Inlet noise mainly comes from the compressor rotor blade passing frequency and its harmonics. The silencer adopts a composite structure of reactive silencing (Helmholtz resonator) and resistive silencing (porous sound-absorbing materials), and its transmission loss (TL) curve needs to be designed for specific frequency bands.

A more advanced technology is boundary layer control. By laying tiny vortex generators on the inner wall of the intake duct or performing specific roughening treatments, the low-speed flow layer near the wall can be actively controlled, delaying its separation, thereby further reducing flow resistance and flow field distortion.

III. Future-Oriented System-Level Challenges and Integrated Innovation

1. Digital Twin and Adaptive Control:

The next-generation intake system will be equipped with a comprehensive sensor network (pressure, temperature, humidity, particulate matter, turbidity).
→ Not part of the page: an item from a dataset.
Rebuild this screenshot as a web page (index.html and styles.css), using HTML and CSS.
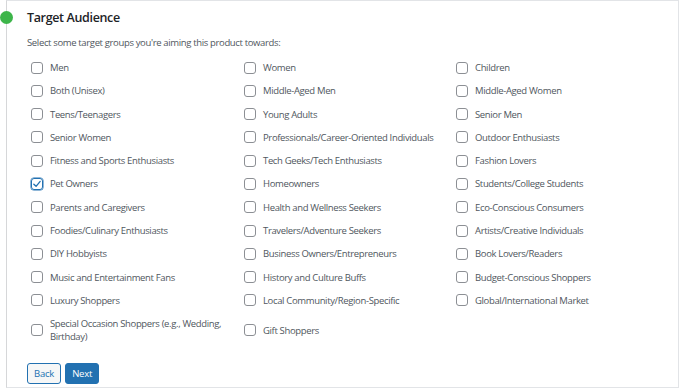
FILE: index.html
```html
<!DOCTYPE html>
<html>
<head>
<meta charset="utf-8">
<link rel="stylesheet" href="styles.css">
</head>
<body>
<div class="step">
  <span class="dot"></span>
  <div class="content">
    <h2 class="title">Target Audience</h2>
    <p class="desc">Select some target groups you're aiming this product towards:</p>
    <div class="options">
      <label class="opt"><span class="box"></span><span class="txt">Men</span></label>
      <label class="opt"><span class="box"></span><span class="txt">Women</span></label>
      <label class="opt"><span class="box"></span><span class="txt">Children</span></label>
      <label class="opt"><span class="box"></span><span class="txt">Both (Unisex)</span></label>
      <label class="opt"><span class="box"></span><span class="txt">Middle-Aged Men</span></label>
      <label class="opt"><span class="box"></span><span class="txt">Middle-Aged Women</span></label>
      <label class="opt"><span class="box"></span><span class="txt">Teens/Teenagers</span></label>
      <label class="opt"><span class="box"></span><span class="txt">Young Adults</span></label>
      <label class="opt"><span class="box"></span><span class="txt">Senior Men</span></label>
      <label class="opt"><span class="box"></span><span class="txt">Senior Women</span></label>
      <label class="opt"><span class="box"></span><span class="txt">Professionals/Career-Oriented Individuals</span></label>
      <label class="opt"><span class="box"></span><span class="txt">Outdoor Enthusiasts</span></label>
      <label class="opt"><span class="box"></span><span class="txt">Fitness and Sports Enthusiasts</span></label>
      <label class="opt"><span class="box"></span><span class="txt">Tech Geeks/Tech Enthusiasts</span></label>
      <label class="opt"><span class="box"></span><span class="txt">Fashion Lovers</span></label>
      <label class="opt"><span class="box checked"><svg viewBox="0 0 12 12" width="10" height="10"><path d="M2.2 6.2 L4.9 8.8 L9.8 2.9" fill="none" stroke="#2271b1" stroke-width="1.6" stroke-linecap="round" stroke-linejoin="round"/></svg></span><span class="txt">Pet Owners</span></label>
      <label class="opt"><span class="box"></span><span class="txt">Homeowners</span></label>
      <label class="opt"><span class="box"></span><span class="txt">Students/College Students</span></label>
      <label class="opt"><span class="box"></span><span class="txt">Parents and Caregivers</span></label>
      <label class="opt"><span class="box"></span><span class="txt">Health and Wellness Seekers</span></label>
      <label class="opt"><span class="box"></span><span class="txt">Eco-Conscious Consumers</span></label>
      <label class="opt"><span class="box"></span><span class="txt">Foodies/Culinary Enthusiasts</span></label>
      <label class="opt"><span class="box"></span><span class="txt">Travelers/Adventure Seekers</span></label>
      <label class="opt"><span class="box"></span><span class="txt">Artists/Creative Individuals</span></label>
      <label class="opt"><span class="box"></span><span class="txt">DIY Hobbyists</span></label>
      <label class="opt"><span class="box"></span><span class="txt">Business Owners/Entrepreneurs</span></label>
      <label class="opt"><span class="box"></span><span class="txt">Book Lovers/Readers</span></label>
      <label class="opt"><span class="box"></span><span class="txt">Music and Entertainment Fans</span></label>
      <label class="opt"><span class="box"></span><span class="txt">History and Culture Buffs</span></label>
      <label class="opt"><span class="box"></span><span class="txt">Budget-Conscious Shoppers</span></label>
      <label class="opt"><span class="box"></span><span class="txt">Luxury Shoppers</span></label>
      <label class="opt"><span class="box"></span><span class="txt">Local Community/Region-Specific</span></label>
      <label class="opt"><span class="box"></span><span class="txt">Global/International Market</span></label>
      <label class="opt"><span class="box"></span><span class="txt">Special Occasion Shoppers (e.g., Wedding, Birthday)</span></label>
      <label class="opt"><span class="box"></span><span class="txt">Gift Shoppers</span></label>
    </div>
    <div class="actions">
      <button class="btn back">Back</button>
      <button class="btn next">Next</button>
    </div>
  </div>
</div>
</body>
</html>
```
FILE: styles.css
```css
html, body {
  margin: 0;
  padding: 0;
  background: #ffffff;
}
body {
  font-family: "Open Sans", "Noto Sans", sans-serif;
  color: #50575e;
  width: 680px;
  height: 388px;
  overflow: hidden;
}
.step {
  position: relative;
  margin: 0 1px 0 6px;
  height: 386px;
  border-top: 1px solid #e2e4e7;
  border-right: 1px solid #e2e4e7;
  border-bottom: 1px solid #e2e4e7;
  border-left: 1px solid #d6d7d9;
  box-sizing: content-box;
}
.dot {
  position: absolute;
  left: -7px;
  top: 10px;
  width: 13px;
  height: 13px;
  border-radius: 50%;
  background: #3db54a;
}
.content {
  padding: 8px 0 0 20px;
}
.title {
  margin: 0;
  font-size: 12.5px;
  font-weight: 600;
  letter-spacing: -0.35px;
  line-height: 18px;
  color: #1d2327;
}
.desc {
  margin: 9px 0 0 0;
  font-size: 9.5px;
  letter-spacing: -0.35px;
  line-height: 14px;
}
.options {
  margin: 8px 0 0 4px;
  display: grid;
  grid-template-columns: 213px 212px 1fr;
  row-gap: 4.3px;
}
.opt {
  display: flex;
  align-items: center;
  gap: 5px;
  padding: 3px 0;
  min-height: 13px;
  font-size: 9.5px;
  letter-spacing: -0.35px;
  line-height: 13px;
}
.txt {
  max-width: 180px;
}
.box {
  flex: none;
  width: 10px;
  height: 10px;
  border: 1px solid #8c8f94;
  border-radius: 3px;
  display: flex;
  align-items: center;
  justify-content: center;
  margin-right: 2px;
}
.box.checked {
  border-color: #2271b1;
  box-shadow: 0 0 0 0.5px #2271b1;
}
.actions {
  margin-top: 17px;
  display: flex;
  gap: 4px;
}
.btn {
  font-family: "Open Sans", "Noto Sans", sans-serif;
  font-size: 9.5px;
  letter-spacing: -0.2px;
  height: 21px;
  padding: 0 6px;
  border-radius: 3px;
  border: 1px solid #2271b1;
  cursor: pointer;
}
.back {
  background: #f6f7f7;
  color: #2271b1;
}
.next {
  background: #2271b1;
  color: #ffffff;
}
```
Its digital twin can not only map the physical state in real time but also perform predictive simulations. For example, based on weather forecast data, it can simulate the impact of sandstorms or sudden temperature increases on filters and performance in the next 24 hours in advance, and autonomously adjust the cooling system output and trigger pulse backwashing in advance, achieving a leap from “reaction” to “prediction”.

2. Materials and Safety Revolution for Hydrogen Compatibility:

Burning hydrogen means that there may be trace leakage or flashback risks of hydrogen in the intake system. This requires:

Material compatibility: Evaluating and selecting metals and sealing materials with hydrogen embrittlement resistance.

Safety Monitoring: High-sensitivity, fast-response hydrogen sensors (such as those based on TCD or laser spectroscopy principles) are deployed at critical locations in the intake duct and linked to emergency isolation valves and inerting systems.

Combustion Dynamics Impact: The extremely high flame speed of hydrogen can lead to increased pressure fluctuations in the combustion chamber. These fluctuations can propagate upstream, affecting pressure pulsations in the intake system. Acoustic coupling characteristics must be considered during the design phase.

3. System Resilience in Extreme Environments:

For units deployed in Arctic or high-altitude regions, the intake system needs to integrate efficient anti-icing and de-icing systems (such as electric heating or hot gas injection) and address the problem of rapidly increasing pressure drop caused by frost formation on filter materials at low temperatures. This involves multiphysics coupling simulations of phase change heat transfer and unsteady flow.

The technological depth of gas turbine intake systems exemplifies a paradigm of modern high-end equipment engineering: deeply integrating fundamental scientific principles (thermodynamics, fluid mechanics, particle dynamics) with engineering practices in extreme environments (corrosion-resistant materials, precision sensing, adaptive control) to counteract entropy increase and create a near-ideal, controlled working fluid starting point for invaluable rotating machinery. Every technological advancement—whether it’s improving filtration efficiency by one percentage point or reducing flow field distortion by one-thousandth—translates directly and linearly into additional power generation, lower maintenance costs, and longer service life for the unit. In the grand narrative of the energy system’s transition to zero-carbon, the role of the intake system as the “working fluid gatekeeper” will not diminish; instead, it will become even more strategic and technologically complex due to the challenges posed by hydrogen energy and carbon capture.